(Rows from a dataset of pages and code)
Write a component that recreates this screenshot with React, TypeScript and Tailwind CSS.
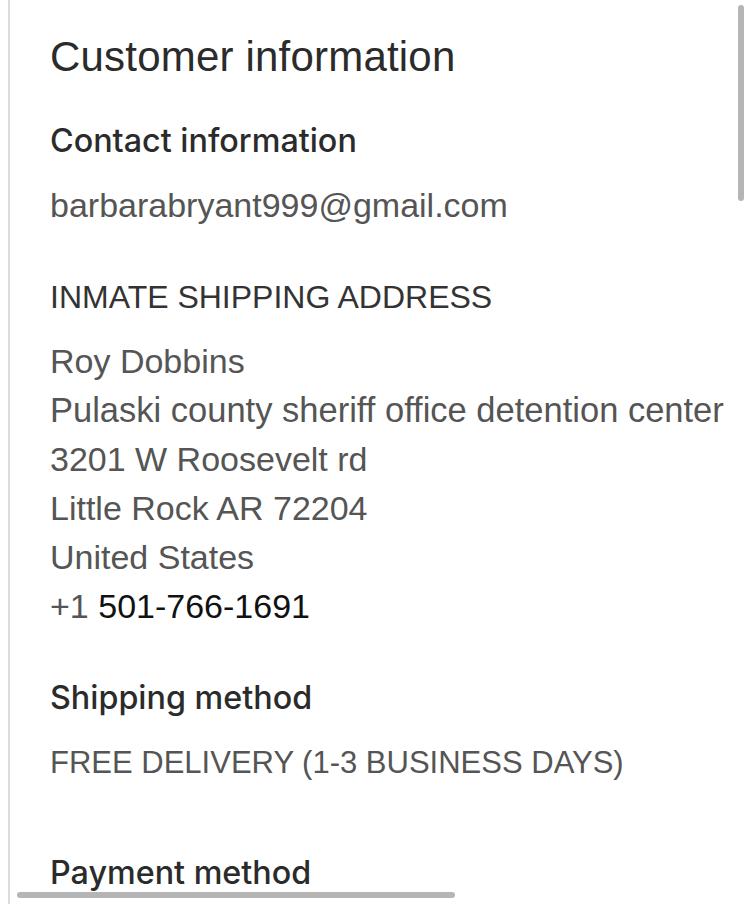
import React from 'react'

const sans = { fontFamily: '"Liberation Sans", Arial, sans-serif' }
const heading = { fontFamily: 'Inter, "Liberation Sans", sans-serif' }

const App = () => {
  const address = [
    'Roy Dobbins',
    'Pulaski county sheriff office detention center',
    '3201 W Roosevelt rd',
    'Little Rock AR 72204',
    'United States',
  ]

  return (
    <div className="relative w-[750px] h-[904px] bg-white overflow-hidden" style={sans}>
      <div className="ml-[8px] h-full border-l-2 border-[#dcdcdc] pl-[40px] pt-[33px]">
        <h1 className="text-[42px] leading-[48px] text-[#2b2b2b] tracking-[0.2px]">Customer information</h1>

        <h2 className="mt-[40px] text-[32.3px] leading-[40px] font-medium text-[#2b2b2b]" style={heading}>
          Contact information
        </h2>
        <p className="mt-[20px] text-[34px] leading-[49px] text-[#555]">barbarabryant999@gmail.com</p>

        <h3 className="mt-[47px] text-[32px] leading-[40px] text-[#333]">INMATE SHIPPING ADDRESS</h3>
        <div className="mt-[20px] text-[34px] leading-[49px] text-[#555]">
          {address.map((line) => (
            <p key={line} className={line.startsWith('Pulaski') ? 'text-[34.5px]' : ''}>
              {line}
            </p>
          ))}
          <p>
            +1 <span className="text-[#111]">501-766-1691</span>
          </p>
        </div>

        <h2 className="mt-[47px] text-[32.3px] leading-[40px] font-medium text-[#2b2b2b]" style={heading}>
          Shipping method
        </h2>
        <p className="mt-[20px] text-[31px] leading-[49px] text-[#555]">FREE DELIVERY (1-3 BUSINESS DAYS)</p>

        <h2 className="mt-[66px] text-[32.3px] leading-[40px] font-medium text-[#2b2b2b]" style={heading}>
          Payment method
        </h2>
      </div>

      {/* overlay scrollbars */}
      <div className="absolute right-[6px] top-[5px] w-[6px] h-[196px] rounded-full bg-[#b5b5b5]" />
      <div className="absolute left-[17px] top-[892px] w-[438px] h-[6px] rounded-full bg-[#b5b5b5]" />
    </div>
  )
}

export default App
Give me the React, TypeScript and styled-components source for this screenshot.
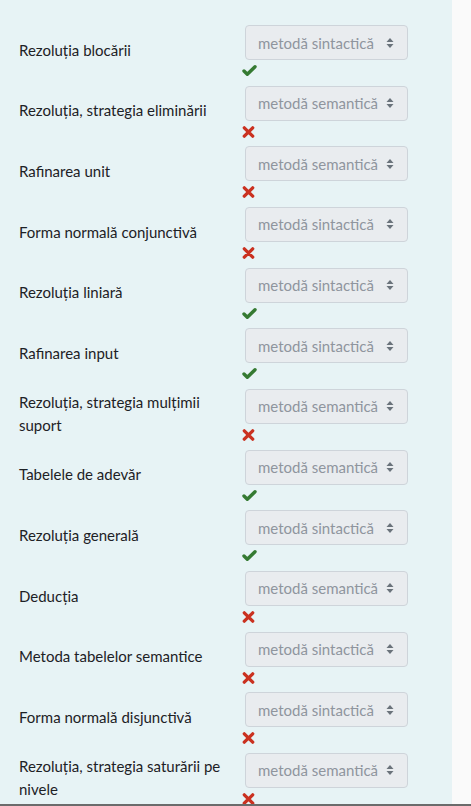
import React from "react";
import styled, { createGlobalStyle } from "styled-components";

const Global = createGlobalStyle`
  html, body { margin: 0; padding: 0; background: #fafafa; }
  body { font-family: "Segoe UI", "Lato", "Noto Sans", sans-serif; }
  * { box-sizing: border-box; }
`;

const Page = styled.div`
  width: 471px;
  height: 806px;
  display: flex;
  flex-direction: column;
  overflow: hidden;
  background: #fafafa;
  border-bottom: 2px solid #6b6b6b;
`;

const Panel = styled.div`
  width: 452px;
  flex: 1;
  background: #e7f3f5;
  padding: 25px 0 0 19px;
  display: flex;
  flex-direction: column;
  gap: 7.67px;
`;

const Row = styled.div`
  display: flex;
  align-items: center;
`;

const Label = styled.div`
  width: 226px;
  flex: none;
  font-size: 15px;
  line-height: 22.5px;
  color: #1d2125;
  padding-right: 6px;
  margin-top: -3px;
`;

const Control = styled.div`
  display: flex;
  flex-direction: column;
  align-items: flex-start;
`;

const Select = styled.div`
  width: 163px;
  height: 35px;
  border: 1px solid #ced4da;
  border-radius: 4px;
  background: #e9ecef;
  color: #8f959e;
  font-size: 15px;
  display: flex;
  align-items: center;
  justify-content: space-between;
  padding: 0 13px 0 12px;
`;

const Feedback = styled.div`
  height: 18px;
  margin-left: -3px;
  display: flex;
  align-items: center;
  padding-top: 4px;
`;

const Arrows = () => (
  <svg width="8" height="12" viewBox="0 0 8 12">
    <path d="M4 1 L7.5 5 H0.5 Z" fill="#6a737b" />
    <path d="M4 11 L7.5 7 H0.5 Z" fill="#6a737b" />
  </svg>
);

const Check = () => (
  <svg width="15" height="12" viewBox="0 0 15 12">
    <polyline points="2,6 5.3,9.3 13,1.8" fill="none" stroke="#357a32" strokeWidth="3.4" strokeLinecap="round" strokeLinejoin="round" />
  </svg>
);

const Cross = () => (
  <svg width="13" height="12" viewBox="0 0 13 12">
    <path d="M2.3 1.8 L10.7 10.2 M10.7 1.8 L2.3 10.2" fill="none" stroke="#ca3120" strokeWidth="3.3" strokeLinecap="round" />
  </svg>
);

const rows: { label: string; value: string; ok: boolean }[] = [
  { label: "Rezoluția blocării", value: "metodă sintactică", ok: true },
  { label: "Rezoluția, strategia eliminării", value: "metodă semantică", ok: false },
  { label: "Rafinarea unit", value: "metodă semantică", ok: false },
  { label: "Forma normală conjunctivă", value: "metodă sintactică", ok: false },
  { label: "Rezoluția liniară", value: "metodă sintactică", ok: true },
  { label: "Rafinarea input", value: "metodă sintactică", ok: true },
  { label: "Rezoluția, strategia mulțimii suport", value: "metodă semantică", ok: false },
  { label: "Tabelele de adevăr", value: "metodă semantică", ok: true },
  { label: "Rezoluția generală", value: "metodă sintactică", ok: true },
  { label: "Deducția", value: "metodă semantică", ok: false },
  { label: "Metoda tabelelor semantice", value: "metodă sintactică", ok: false },
  { label: "Forma normală disjunctivă", value: "metodă sintactică", ok: false },
  { label: "Rezoluția, strategia saturării pe nivele", value: "metodă semantică", ok: false },
];

export default function App() {
  return (
    <Page>
      <Global />
      <Panel>
        {rows.map((r, i) => (
          <Row key={i}>
            <Label>{r.label}</Label>
            <Control>
              <Select>
                <span>{r.value}</span>
                <Arrows />
              </Select>
              <Feedback>{r.ok ? <Check /> : <Cross />}</Feedback>
            </Control>
          </Row>
        ))}
      </Panel>
    </Page>
  );
}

- _What to do_
Pictures stay out; repeat all the rest of the records exactly.

- _Solution_
Write a component that recreates this screenshot with React, TypeScript and Tailwind CSS.
import React from 'react'

const sans = { fontFamily: '"Liberation Sans", Arial, sans-serif' }
const heading = { fontFamily: 'Inter, "Liberation Sans", sans-serif' }

const App = () => {
  const address = [
    'Roy Dobbins',
    'Pulaski county sheriff office detention center',
    '3201 W Roosevelt rd',
    'Little Rock AR 72204',
    'United States',
  ]

  return (
    <div className="relative w-[750px] h-[904px] bg-white overflow-hidden" style={sans}>
      <div className="ml-[8px] h-full border-l-2 border-[#dcdcdc] pl-[40px] pt-[33px]">
        <h1 className="text-[42px] leading-[48px] text-[#2b2b2b] tracking-[0.2px]">Customer information</h1>

        <h2 className="mt-[40px] text-[32.3px] leading-[40px] font-medium text-[#2b2b2b]" style={heading}>
          Contact information
        </h2>
        <p className="mt-[20px] text-[34px] leading-[49px] text-[#555]">barbarabryant999@gmail.com</p>

        <h3 className="mt-[47px] text-[32px] leading-[40px] text-[#333]">INMATE SHIPPING ADDRESS</h3>
        <div className="mt-[20px] text-[34px] leading-[49px] text-[#555]">
          {address.map((line) => (
            <p key={line} className={line.startsWith('Pulaski') ? 'text-[34.5px]' : ''}>
              {line}
            </p>
          ))}
          <p>
            +1 <span className="text-[#111]">501-766-1691</span>
          </p>
        </div>

        <h2 className="mt-[47px] text-[32.3px] leading-[40px] font-medium text-[#2b2b2b]" style={heading}>
          Shipping method
        </h2>
        <p className="mt-[20px] text-[31px] leading-[49px] text-[#555]">FREE DELIVERY (1-3 BUSINESS DAYS)</p>

        <h2 className="mt-[66px] text-[32.3px] leading-[40px] font-medium text-[#2b2b2b]" style={heading}>
          Payment method
        </h2>
      </div>

      {/* overlay scrollbars */}
      <div className="absolute right-[6px] top-[5px] w-[6px] h-[196px] rounded-full bg-[#b5b5b5]" />
      <div className="absolute left-[17px] top-[892px] w-[438px] h-[6px] rounded-full bg-[#b5b5b5]" />
    </div>
  )
}

export default App
Give me the React, TypeScript and styled-components source for this screenshot.
import React from "react";
import styled, { createGlobalStyle } from "styled-components";

const Global = createGlobalStyle`
  html, body { margin: 0; padding: 0; background: #fafafa; }
  body { font-family: "Segoe UI", "Lato", "Noto Sans", sans-serif; }
  * { box-sizing: border-box; }
`;

const Page = styled.div`
  width: 471px;
  height: 806px;
  display: flex;
  flex-direction: column;
  overflow: hidden;
  background: #fafafa;
  border-bottom: 2px solid #6b6b6b;
`;

const Panel = styled.div`
  width: 452px;
  flex: 1;
  background: #e7f3f5;
  padding: 25px 0 0 19px;
  display: flex;
  flex-direction: column;
  gap: 7.67px;
`;

const Row = styled.div`
  display: flex;
  align-items: center;
`;

const Label = styled.div`
  width: 226px;
  flex: none;
  font-size: 15px;
  line-height: 22.5px;
  color: #1d2125;
  padding-right: 6px;
  margin-top: -3px;
`;

const Control = styled.div`
  display: flex;
  flex-direction: column;
  align-items: flex-start;
`;

const Select = styled.div`
  width: 163px;
  height: 35px;
  border: 1px solid #ced4da;
  border-radius: 4px;
  background: #e9ecef;
  color: #8f959e;
  font-size: 15px;
  display: flex;
  align-items: center;
  justify-content: space-between;
  padding: 0 13px 0 12px;
`;

const Feedback = styled.div`
  height: 18px;
  margin-left: -3px;
  display: flex;
  align-items: center;
  padding-top: 4px;
`;

const Arrows = () => (
  <svg width="8" height="12" viewBox="0 0 8 12">
    <path d="M4 1 L7.5 5 H0.5 Z" fill="#6a737b" />
    <path d="M4 11 L7.5 7 H0.5 Z" fill="#6a737b" />
  </svg>
);

const Check = () => (
  <svg width="15" height="12" viewBox="0 0 15 12">
    <polyline points="2,6 5.3,9.3 13,1.8" fill="none" stroke="#357a32" strokeWidth="3.4" strokeLinecap="round" strokeLinejoin="round" />
  </svg>
);

const Cross = () => (
  <svg width="13" height="12" viewBox="0 0 13 12">
    <path d="M2.3 1.8 L10.7 10.2 M10.7 1.8 L2.3 10.2" fill="none" stroke="#ca3120" strokeWidth="3.3" strokeLinecap="round" />
  </svg>
);

const rows: { label: string; value: string; ok: boolean }[] = [
  { label: "Rezoluția blocării", value: "metodă sintactică", ok: true },
  { label: "Rezoluția, strategia eliminării", value: "metodă semantică", ok: false },
  { label: "Rafinarea unit", value: "metodă semantică", ok: false },
  { label: "Forma normală conjunctivă", value: "metodă sintactică", ok: false },
  { label: "Rezoluția liniară", value: "metodă sintactică", ok: true },
  { label: "Rafinarea input", value: "metodă sintactică", ok: true },
  { label: "Rezoluția, strategia mulțimii suport", value: "metodă semantică", ok: false },
  { label: "Tabelele de adevăr", value: "metodă semantică", ok: true },
  { label: "Rezoluția generală", value: "metodă sintactică", ok: true },
  { label: "Deducția", value: "metodă semantică", ok: false },
  { label: "Metoda tabelelor semantice", value: "metodă sintactică", ok: false },
  { label: "Forma normală disjunctivă", value: "metodă sintactică", ok: false },
  { label: "Rezoluția, strategia saturării pe nivele", value: "metodă semantică", ok: false },
];

export default function App() {
  return (
    <Page>
      <Global />
      <Panel>
        {rows.map((r, i) => (
          <Row key={i}>
            <Label>{r.label}</Label>
            <Control>
              <Select>
                <span>{r.value}</span>
                <Arrows />
              </Select>
              <Feedback>{r.ok ? <Check /> : <Cross />}</Feedback>
            </Control>
          </Row>
        ))}
      </Panel>
    </Page>
  );
}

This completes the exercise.